- [DATA EXTRACT]:
== == ==

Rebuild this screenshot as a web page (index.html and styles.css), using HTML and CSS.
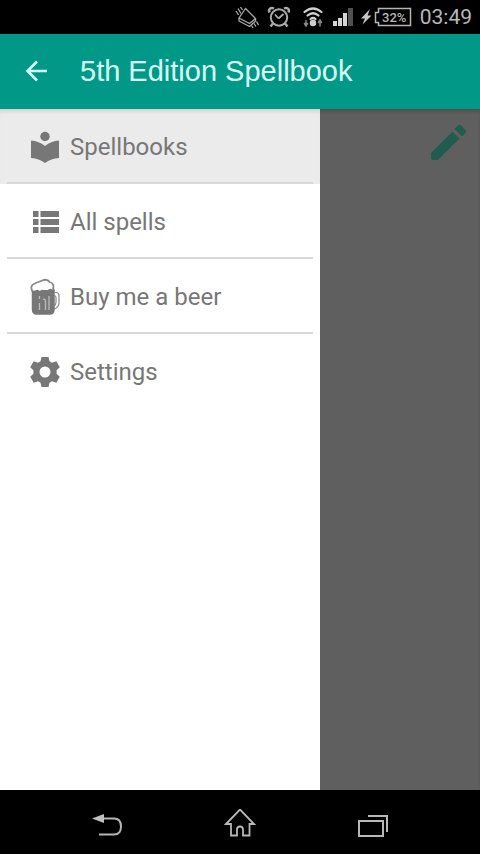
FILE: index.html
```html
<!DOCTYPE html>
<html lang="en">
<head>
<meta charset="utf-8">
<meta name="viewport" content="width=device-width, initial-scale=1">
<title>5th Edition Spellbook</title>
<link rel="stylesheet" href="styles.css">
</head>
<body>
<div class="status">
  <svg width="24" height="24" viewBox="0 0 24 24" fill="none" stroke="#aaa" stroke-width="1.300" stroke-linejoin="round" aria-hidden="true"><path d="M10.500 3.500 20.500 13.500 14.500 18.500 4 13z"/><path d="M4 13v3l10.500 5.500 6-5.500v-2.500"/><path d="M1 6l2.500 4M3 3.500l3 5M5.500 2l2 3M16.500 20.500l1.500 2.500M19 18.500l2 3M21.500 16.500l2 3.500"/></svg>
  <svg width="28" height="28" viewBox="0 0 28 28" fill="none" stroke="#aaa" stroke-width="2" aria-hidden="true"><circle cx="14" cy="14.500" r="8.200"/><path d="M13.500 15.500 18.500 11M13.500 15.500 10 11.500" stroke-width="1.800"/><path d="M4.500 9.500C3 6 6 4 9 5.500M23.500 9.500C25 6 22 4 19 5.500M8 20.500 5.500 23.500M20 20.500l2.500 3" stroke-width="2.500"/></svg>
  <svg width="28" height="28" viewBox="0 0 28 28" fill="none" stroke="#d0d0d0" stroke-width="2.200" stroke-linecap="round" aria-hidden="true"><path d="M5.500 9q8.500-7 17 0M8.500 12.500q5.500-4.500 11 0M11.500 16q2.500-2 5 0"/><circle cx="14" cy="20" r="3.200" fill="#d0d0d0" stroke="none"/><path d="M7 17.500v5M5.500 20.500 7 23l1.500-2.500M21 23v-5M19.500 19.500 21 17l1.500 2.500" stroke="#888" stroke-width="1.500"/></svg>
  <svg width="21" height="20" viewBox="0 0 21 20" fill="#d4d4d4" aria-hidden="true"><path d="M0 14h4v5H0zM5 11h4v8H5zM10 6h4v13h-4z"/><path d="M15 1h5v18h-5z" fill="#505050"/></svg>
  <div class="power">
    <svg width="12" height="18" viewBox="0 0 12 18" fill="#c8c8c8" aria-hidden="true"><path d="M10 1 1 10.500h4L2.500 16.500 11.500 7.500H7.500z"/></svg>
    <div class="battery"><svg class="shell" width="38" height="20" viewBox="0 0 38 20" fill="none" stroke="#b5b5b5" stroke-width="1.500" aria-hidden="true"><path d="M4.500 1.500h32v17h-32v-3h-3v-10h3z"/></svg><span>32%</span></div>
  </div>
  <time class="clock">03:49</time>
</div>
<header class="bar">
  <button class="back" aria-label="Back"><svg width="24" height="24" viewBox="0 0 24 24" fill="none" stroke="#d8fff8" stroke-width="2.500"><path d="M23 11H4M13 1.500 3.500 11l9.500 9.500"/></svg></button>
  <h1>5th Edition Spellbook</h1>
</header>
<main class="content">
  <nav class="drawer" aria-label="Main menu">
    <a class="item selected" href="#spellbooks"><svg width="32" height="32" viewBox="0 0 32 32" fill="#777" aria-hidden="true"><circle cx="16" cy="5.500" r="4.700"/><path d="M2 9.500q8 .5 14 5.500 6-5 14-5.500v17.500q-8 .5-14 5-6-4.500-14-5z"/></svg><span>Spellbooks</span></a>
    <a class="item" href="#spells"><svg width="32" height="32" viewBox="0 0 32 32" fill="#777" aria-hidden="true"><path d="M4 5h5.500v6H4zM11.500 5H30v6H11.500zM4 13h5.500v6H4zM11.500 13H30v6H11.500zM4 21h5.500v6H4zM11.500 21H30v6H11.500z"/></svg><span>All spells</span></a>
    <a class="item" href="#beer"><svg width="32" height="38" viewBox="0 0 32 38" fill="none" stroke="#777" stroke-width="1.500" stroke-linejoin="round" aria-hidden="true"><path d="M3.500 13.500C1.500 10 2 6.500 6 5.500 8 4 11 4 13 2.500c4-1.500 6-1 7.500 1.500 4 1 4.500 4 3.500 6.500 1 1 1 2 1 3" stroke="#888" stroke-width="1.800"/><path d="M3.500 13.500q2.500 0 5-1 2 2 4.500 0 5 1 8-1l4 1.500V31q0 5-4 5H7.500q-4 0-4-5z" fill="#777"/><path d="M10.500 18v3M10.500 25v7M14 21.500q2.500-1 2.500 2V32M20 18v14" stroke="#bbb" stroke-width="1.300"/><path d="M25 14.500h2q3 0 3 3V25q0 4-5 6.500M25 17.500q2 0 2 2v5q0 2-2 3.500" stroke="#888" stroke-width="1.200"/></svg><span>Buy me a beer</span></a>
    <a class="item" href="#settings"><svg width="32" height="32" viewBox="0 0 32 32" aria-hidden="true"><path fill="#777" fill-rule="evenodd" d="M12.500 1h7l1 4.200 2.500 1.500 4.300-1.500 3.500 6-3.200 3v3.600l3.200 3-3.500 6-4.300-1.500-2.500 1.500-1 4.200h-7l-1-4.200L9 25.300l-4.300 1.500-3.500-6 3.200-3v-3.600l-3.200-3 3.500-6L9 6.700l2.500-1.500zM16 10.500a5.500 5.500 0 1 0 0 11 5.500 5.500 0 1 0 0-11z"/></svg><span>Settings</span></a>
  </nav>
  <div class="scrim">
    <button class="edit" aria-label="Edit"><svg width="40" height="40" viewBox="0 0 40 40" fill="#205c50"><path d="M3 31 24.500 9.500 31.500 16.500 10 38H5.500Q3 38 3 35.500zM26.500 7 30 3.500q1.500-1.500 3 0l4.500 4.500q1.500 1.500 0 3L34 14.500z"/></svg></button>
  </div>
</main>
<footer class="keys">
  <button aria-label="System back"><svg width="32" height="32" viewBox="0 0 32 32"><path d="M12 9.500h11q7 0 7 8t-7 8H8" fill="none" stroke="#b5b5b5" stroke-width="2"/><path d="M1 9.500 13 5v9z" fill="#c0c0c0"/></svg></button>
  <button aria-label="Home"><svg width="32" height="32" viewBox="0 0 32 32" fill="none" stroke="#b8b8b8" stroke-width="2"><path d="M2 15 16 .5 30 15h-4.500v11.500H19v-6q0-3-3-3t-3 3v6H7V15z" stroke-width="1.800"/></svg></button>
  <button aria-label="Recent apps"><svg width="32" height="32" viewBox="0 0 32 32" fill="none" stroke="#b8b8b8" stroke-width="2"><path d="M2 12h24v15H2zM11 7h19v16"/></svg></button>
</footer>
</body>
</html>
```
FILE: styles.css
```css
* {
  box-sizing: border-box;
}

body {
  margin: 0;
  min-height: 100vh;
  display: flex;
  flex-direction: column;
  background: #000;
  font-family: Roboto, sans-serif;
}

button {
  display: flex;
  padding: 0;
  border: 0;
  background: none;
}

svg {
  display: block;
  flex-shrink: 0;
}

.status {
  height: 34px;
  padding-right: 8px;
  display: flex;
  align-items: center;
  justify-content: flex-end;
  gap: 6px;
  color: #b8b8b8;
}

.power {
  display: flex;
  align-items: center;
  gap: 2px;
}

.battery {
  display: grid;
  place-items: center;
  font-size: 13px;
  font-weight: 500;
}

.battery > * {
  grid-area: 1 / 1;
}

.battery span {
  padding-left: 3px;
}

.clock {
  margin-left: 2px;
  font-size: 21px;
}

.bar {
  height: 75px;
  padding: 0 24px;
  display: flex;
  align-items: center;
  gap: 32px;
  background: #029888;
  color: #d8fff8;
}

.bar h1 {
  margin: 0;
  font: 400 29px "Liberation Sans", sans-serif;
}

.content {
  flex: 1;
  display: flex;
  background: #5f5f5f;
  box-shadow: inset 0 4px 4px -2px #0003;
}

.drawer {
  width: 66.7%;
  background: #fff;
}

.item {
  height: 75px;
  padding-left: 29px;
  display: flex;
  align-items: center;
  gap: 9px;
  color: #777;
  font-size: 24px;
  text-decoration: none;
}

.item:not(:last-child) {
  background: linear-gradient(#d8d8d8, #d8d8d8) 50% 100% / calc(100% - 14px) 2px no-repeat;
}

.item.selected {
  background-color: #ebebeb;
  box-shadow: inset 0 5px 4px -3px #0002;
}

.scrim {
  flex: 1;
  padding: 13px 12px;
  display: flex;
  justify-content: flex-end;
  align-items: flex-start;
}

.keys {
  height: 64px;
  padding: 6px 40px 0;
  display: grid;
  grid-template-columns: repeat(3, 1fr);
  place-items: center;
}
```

== == ==

Select every line of the material above holding the word "index" and copy it.

- [EXERCISE SOLUTION]:
Rebuild this screenshot as a web page (index.html and styles.css), using HTML and CSS.
FILE: index.html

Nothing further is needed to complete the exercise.